§ **Problem to solve**
Find each line with the string "index" and report it.
[BEGIN]
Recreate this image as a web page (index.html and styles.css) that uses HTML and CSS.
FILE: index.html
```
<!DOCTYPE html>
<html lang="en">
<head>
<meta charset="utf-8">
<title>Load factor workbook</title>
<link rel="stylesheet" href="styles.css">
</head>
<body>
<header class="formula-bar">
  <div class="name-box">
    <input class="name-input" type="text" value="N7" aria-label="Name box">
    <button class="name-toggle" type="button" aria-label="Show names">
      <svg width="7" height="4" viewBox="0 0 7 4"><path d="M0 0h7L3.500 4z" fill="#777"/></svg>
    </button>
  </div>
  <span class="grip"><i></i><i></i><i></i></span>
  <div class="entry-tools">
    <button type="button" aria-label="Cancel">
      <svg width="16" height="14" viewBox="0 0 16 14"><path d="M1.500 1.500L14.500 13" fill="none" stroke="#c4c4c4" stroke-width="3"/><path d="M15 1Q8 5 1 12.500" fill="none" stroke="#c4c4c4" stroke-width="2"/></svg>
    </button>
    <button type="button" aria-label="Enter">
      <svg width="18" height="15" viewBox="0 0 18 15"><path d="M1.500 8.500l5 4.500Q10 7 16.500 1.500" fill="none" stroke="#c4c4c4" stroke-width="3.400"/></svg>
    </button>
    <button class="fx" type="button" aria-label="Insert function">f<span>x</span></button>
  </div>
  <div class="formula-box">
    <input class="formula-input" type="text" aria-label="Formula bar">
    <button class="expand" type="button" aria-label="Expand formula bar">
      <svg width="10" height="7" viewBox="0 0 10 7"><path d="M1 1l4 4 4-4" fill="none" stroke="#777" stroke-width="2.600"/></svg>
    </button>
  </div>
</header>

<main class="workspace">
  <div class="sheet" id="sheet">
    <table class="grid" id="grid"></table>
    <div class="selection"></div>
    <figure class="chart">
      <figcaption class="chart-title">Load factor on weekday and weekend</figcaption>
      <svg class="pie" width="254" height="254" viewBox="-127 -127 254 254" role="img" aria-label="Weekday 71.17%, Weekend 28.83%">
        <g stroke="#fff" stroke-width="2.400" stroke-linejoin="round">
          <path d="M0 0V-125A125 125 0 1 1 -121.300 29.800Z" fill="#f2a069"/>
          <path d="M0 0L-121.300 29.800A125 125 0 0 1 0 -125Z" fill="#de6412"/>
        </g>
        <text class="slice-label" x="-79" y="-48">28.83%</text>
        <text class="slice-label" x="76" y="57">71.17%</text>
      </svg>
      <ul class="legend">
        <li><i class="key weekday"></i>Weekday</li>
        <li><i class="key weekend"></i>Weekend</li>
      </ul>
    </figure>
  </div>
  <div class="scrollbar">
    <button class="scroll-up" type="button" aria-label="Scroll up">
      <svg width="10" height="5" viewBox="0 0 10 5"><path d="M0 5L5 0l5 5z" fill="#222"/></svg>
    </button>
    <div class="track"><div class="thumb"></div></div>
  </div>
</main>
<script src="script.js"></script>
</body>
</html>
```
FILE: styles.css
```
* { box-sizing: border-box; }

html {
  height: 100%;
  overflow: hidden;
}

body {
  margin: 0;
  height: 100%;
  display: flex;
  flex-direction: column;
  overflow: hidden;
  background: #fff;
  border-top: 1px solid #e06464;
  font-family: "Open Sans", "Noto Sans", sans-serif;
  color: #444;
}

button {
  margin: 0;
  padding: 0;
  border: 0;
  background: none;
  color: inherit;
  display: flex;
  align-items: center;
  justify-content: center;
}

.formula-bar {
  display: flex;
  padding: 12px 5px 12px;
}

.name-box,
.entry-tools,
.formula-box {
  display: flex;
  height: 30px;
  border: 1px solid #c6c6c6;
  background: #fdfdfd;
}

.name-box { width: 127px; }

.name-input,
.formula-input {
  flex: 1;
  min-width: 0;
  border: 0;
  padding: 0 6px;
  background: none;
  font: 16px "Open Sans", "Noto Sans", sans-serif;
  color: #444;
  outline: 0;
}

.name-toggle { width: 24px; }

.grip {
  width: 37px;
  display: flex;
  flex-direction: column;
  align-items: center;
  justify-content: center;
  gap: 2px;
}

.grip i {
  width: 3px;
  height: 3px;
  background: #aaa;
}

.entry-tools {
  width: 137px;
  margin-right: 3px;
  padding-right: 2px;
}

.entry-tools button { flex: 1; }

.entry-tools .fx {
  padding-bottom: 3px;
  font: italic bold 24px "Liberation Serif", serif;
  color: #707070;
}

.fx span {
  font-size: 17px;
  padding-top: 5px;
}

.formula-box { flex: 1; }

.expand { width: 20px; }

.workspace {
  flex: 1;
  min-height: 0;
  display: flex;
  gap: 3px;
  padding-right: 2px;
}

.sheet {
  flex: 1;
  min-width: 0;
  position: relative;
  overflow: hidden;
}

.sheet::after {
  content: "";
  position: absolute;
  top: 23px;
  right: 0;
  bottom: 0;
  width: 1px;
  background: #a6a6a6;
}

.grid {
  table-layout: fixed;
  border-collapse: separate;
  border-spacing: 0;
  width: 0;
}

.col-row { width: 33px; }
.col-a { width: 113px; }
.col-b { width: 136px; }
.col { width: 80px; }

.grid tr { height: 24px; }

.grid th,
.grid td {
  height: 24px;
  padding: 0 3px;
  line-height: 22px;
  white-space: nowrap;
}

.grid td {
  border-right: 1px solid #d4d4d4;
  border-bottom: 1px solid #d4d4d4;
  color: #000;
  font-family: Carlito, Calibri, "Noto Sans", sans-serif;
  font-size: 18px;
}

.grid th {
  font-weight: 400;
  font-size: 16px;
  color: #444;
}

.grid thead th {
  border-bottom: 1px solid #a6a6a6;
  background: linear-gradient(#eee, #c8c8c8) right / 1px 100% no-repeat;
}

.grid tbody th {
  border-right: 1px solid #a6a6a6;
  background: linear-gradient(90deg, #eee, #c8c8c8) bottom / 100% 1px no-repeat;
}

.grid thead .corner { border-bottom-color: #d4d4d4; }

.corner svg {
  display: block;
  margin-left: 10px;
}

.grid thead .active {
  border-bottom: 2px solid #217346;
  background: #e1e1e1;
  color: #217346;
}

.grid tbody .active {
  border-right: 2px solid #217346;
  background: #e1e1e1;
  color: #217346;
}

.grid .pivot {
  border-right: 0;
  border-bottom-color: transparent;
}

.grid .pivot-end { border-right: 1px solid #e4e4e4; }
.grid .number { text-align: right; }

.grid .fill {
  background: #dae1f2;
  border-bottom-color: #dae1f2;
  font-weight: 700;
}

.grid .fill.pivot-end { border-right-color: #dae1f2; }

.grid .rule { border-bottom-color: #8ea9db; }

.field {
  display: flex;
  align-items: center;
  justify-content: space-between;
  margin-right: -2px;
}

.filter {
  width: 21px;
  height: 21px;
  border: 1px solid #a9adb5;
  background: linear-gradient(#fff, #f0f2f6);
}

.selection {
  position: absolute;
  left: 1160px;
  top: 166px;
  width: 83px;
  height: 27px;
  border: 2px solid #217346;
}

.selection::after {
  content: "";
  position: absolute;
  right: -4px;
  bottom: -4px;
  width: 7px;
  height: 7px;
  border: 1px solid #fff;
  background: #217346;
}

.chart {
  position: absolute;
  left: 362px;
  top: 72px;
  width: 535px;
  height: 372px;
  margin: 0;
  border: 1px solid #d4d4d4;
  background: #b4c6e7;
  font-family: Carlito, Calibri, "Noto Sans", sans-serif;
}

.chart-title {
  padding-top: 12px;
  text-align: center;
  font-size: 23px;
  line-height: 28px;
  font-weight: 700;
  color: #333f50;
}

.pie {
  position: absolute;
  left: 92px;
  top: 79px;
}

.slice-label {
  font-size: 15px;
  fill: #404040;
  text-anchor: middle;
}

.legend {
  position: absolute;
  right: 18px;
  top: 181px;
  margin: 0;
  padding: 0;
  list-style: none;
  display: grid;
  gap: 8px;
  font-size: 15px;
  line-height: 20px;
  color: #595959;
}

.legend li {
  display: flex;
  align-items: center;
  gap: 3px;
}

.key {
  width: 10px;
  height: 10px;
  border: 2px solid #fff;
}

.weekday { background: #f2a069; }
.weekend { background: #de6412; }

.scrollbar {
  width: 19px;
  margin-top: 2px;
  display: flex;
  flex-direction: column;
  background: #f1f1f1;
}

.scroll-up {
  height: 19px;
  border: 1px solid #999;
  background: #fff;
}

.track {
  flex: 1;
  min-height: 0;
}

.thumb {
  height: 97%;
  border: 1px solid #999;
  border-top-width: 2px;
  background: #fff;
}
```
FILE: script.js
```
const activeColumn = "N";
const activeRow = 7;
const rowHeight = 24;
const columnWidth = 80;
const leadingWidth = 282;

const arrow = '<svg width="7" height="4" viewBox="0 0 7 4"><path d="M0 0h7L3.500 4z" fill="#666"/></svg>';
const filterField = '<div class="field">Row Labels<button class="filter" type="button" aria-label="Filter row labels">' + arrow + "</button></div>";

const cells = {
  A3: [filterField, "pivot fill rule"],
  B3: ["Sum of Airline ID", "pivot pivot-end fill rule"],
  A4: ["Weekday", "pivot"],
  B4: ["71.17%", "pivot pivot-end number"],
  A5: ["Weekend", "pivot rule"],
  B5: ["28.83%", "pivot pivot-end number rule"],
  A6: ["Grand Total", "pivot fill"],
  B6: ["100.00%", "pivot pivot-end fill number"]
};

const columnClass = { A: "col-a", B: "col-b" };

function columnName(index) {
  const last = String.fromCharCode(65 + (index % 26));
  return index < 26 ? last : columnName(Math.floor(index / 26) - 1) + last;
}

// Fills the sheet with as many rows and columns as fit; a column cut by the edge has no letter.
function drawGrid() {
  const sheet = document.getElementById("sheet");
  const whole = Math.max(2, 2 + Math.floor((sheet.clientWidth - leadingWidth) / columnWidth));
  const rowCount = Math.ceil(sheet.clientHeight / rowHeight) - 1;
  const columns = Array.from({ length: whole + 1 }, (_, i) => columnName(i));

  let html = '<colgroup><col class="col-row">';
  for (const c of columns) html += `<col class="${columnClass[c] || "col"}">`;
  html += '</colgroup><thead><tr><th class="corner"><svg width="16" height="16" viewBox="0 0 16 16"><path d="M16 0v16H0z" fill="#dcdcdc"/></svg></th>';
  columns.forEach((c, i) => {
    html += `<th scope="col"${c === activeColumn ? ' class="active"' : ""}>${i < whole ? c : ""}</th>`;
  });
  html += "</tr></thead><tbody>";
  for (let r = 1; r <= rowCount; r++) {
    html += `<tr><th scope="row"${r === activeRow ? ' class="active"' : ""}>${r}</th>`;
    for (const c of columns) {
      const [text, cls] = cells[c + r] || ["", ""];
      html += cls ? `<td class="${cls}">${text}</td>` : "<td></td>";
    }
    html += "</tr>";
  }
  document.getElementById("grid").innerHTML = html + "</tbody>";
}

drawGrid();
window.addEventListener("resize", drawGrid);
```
[END]
§ **Finished answer**
Recreate this image as a web page (index.html and styles.css) that uses HTML and CSS.
FILE: index.html
function columnName(index) {
  const last = String.fromCharCode(65 + (index % 26));
  return index < 26 ? last : columnName(Math.floor(index / 26) - 1) + last;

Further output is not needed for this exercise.